- Code that builds pages
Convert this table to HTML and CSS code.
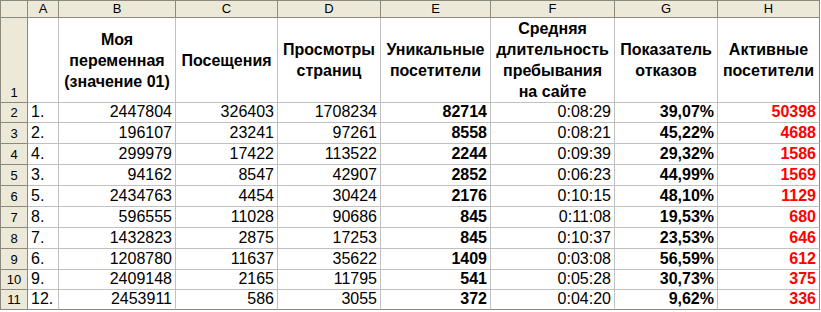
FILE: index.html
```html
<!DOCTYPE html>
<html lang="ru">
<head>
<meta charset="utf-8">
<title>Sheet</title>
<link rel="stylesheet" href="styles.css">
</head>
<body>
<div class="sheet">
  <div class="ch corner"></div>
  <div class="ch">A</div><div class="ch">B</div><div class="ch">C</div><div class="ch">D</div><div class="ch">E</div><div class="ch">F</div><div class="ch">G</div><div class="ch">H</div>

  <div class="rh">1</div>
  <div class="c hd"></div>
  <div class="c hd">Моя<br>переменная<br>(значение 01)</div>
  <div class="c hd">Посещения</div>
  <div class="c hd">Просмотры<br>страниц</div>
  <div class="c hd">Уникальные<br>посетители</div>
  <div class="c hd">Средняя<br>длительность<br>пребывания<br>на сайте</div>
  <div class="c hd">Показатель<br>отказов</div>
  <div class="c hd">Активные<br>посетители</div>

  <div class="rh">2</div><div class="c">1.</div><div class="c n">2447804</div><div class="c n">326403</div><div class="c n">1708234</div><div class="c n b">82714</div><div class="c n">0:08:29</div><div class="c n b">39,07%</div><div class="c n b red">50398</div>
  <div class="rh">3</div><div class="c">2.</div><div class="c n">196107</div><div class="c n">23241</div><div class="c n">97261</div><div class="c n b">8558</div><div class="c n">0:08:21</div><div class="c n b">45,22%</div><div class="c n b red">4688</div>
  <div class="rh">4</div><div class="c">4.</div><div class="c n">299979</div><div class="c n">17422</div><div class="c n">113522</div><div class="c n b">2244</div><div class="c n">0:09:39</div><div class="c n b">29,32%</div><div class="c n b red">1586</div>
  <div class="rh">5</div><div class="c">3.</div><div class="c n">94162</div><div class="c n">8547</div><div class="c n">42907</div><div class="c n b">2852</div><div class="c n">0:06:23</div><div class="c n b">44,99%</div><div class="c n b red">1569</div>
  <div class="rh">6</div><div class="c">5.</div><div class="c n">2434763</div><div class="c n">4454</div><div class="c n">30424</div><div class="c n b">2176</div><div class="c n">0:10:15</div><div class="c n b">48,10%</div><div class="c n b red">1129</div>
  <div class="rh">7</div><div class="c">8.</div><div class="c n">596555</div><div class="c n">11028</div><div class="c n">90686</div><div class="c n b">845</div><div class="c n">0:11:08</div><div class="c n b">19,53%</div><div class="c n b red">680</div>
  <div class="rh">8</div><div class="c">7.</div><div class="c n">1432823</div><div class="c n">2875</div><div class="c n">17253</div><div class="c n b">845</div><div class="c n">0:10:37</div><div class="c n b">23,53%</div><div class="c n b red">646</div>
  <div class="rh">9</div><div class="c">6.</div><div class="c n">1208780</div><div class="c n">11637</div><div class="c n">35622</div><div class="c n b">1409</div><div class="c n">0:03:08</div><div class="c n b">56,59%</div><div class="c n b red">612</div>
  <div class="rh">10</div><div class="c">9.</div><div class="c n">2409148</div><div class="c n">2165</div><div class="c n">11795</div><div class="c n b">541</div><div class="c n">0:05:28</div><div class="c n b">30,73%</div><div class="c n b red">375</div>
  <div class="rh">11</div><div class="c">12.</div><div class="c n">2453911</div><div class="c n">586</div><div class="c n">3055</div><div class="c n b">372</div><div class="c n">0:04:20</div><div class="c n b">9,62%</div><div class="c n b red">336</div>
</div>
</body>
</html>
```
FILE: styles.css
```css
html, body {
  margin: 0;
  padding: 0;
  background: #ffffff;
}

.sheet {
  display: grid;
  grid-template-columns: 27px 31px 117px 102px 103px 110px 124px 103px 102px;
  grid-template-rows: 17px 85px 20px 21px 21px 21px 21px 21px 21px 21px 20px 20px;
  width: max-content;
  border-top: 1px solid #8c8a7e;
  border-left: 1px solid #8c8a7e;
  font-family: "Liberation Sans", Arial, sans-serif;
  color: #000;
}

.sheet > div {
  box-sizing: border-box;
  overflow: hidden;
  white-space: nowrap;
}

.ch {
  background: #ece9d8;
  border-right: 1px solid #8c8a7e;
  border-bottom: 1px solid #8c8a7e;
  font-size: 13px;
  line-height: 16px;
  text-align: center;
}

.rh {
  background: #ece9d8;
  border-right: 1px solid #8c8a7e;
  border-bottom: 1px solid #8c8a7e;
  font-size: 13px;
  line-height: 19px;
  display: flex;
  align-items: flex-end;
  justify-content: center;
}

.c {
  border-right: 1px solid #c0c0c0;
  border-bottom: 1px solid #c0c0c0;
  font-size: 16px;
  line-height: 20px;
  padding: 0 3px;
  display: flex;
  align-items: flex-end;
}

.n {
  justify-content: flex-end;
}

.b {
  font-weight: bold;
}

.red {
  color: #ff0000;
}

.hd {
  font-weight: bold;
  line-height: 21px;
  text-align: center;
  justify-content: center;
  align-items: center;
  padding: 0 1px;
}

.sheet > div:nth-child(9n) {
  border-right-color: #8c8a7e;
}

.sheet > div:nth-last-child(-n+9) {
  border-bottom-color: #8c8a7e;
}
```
---
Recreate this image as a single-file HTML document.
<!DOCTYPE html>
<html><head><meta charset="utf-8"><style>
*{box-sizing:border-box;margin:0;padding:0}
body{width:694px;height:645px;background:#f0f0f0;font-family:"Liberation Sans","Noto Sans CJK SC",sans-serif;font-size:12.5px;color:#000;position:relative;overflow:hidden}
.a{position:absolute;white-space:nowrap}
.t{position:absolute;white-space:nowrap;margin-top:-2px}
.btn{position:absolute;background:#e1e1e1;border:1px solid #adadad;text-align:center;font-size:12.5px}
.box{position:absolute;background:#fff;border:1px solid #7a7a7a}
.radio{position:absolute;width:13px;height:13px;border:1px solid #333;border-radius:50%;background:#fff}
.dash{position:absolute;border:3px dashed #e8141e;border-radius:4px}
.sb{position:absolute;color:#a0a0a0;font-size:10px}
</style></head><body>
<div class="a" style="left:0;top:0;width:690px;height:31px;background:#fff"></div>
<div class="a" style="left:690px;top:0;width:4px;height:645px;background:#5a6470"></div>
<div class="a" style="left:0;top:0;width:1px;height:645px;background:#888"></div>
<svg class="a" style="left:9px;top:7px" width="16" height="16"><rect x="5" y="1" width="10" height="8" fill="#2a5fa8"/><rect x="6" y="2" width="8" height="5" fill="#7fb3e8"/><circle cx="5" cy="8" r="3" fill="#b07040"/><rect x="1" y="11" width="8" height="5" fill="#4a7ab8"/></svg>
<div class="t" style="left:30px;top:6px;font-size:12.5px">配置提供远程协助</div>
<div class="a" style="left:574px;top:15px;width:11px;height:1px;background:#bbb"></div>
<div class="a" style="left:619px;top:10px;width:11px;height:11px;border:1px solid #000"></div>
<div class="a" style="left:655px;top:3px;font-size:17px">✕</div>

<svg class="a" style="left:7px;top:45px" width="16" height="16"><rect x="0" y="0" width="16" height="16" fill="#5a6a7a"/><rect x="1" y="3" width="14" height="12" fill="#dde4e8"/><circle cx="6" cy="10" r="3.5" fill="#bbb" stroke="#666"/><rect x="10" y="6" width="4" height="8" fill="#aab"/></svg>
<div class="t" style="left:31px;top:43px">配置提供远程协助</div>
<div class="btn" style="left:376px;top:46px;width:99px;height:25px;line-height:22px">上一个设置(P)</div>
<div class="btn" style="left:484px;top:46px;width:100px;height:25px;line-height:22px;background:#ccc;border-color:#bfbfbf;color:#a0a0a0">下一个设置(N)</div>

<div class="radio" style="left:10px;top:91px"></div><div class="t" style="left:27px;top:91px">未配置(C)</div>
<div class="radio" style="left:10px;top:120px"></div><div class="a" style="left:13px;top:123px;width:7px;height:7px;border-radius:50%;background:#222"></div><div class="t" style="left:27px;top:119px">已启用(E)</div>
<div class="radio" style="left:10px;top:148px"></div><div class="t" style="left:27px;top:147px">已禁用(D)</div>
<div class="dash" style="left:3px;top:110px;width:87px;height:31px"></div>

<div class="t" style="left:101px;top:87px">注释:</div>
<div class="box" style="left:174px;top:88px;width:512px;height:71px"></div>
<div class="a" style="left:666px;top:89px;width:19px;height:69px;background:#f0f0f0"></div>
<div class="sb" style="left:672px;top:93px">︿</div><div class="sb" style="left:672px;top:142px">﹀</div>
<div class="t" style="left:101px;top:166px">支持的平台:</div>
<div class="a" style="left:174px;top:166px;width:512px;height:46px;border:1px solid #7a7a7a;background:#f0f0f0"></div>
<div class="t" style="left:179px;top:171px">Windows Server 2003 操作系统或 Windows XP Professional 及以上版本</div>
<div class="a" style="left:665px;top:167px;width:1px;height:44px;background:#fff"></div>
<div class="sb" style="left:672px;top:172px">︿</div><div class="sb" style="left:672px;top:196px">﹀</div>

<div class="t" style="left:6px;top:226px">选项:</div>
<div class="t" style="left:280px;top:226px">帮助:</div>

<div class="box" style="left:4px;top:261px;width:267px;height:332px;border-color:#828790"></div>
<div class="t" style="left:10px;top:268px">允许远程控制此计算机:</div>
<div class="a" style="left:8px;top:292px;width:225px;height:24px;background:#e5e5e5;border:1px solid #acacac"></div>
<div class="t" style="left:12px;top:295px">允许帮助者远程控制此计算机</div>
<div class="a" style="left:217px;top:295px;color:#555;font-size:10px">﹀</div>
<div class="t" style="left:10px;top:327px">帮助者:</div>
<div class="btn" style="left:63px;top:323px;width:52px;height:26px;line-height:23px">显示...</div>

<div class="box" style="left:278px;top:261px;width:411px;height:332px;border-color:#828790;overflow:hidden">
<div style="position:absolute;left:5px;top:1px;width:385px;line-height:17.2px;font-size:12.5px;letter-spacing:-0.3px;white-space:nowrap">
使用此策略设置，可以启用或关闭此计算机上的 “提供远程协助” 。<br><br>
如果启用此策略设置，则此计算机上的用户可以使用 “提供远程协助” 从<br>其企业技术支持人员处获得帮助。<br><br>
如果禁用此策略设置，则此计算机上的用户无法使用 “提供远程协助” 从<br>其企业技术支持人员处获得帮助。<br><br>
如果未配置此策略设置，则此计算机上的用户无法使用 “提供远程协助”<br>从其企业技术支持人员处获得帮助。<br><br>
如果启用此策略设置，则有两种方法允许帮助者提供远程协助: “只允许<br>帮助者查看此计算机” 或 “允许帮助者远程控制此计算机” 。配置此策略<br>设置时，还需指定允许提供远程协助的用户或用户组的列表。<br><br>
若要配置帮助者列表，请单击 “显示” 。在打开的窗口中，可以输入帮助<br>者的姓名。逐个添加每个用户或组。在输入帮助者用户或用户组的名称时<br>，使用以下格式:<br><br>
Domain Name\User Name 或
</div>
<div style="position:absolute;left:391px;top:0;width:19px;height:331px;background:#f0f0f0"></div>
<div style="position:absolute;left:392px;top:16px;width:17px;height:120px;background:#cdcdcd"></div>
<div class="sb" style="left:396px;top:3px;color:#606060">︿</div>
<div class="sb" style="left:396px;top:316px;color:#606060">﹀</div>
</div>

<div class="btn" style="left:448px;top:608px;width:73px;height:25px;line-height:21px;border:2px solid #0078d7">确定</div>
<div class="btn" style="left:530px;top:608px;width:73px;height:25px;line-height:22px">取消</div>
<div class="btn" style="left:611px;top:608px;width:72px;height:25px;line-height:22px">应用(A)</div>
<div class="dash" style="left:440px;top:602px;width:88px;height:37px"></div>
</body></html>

- Request
Scan the listing above for the word "this" and show each line where it is found.

- Written reply
Convert this table to HTML and CSS code.
Recreate this image as a single-file HTML document.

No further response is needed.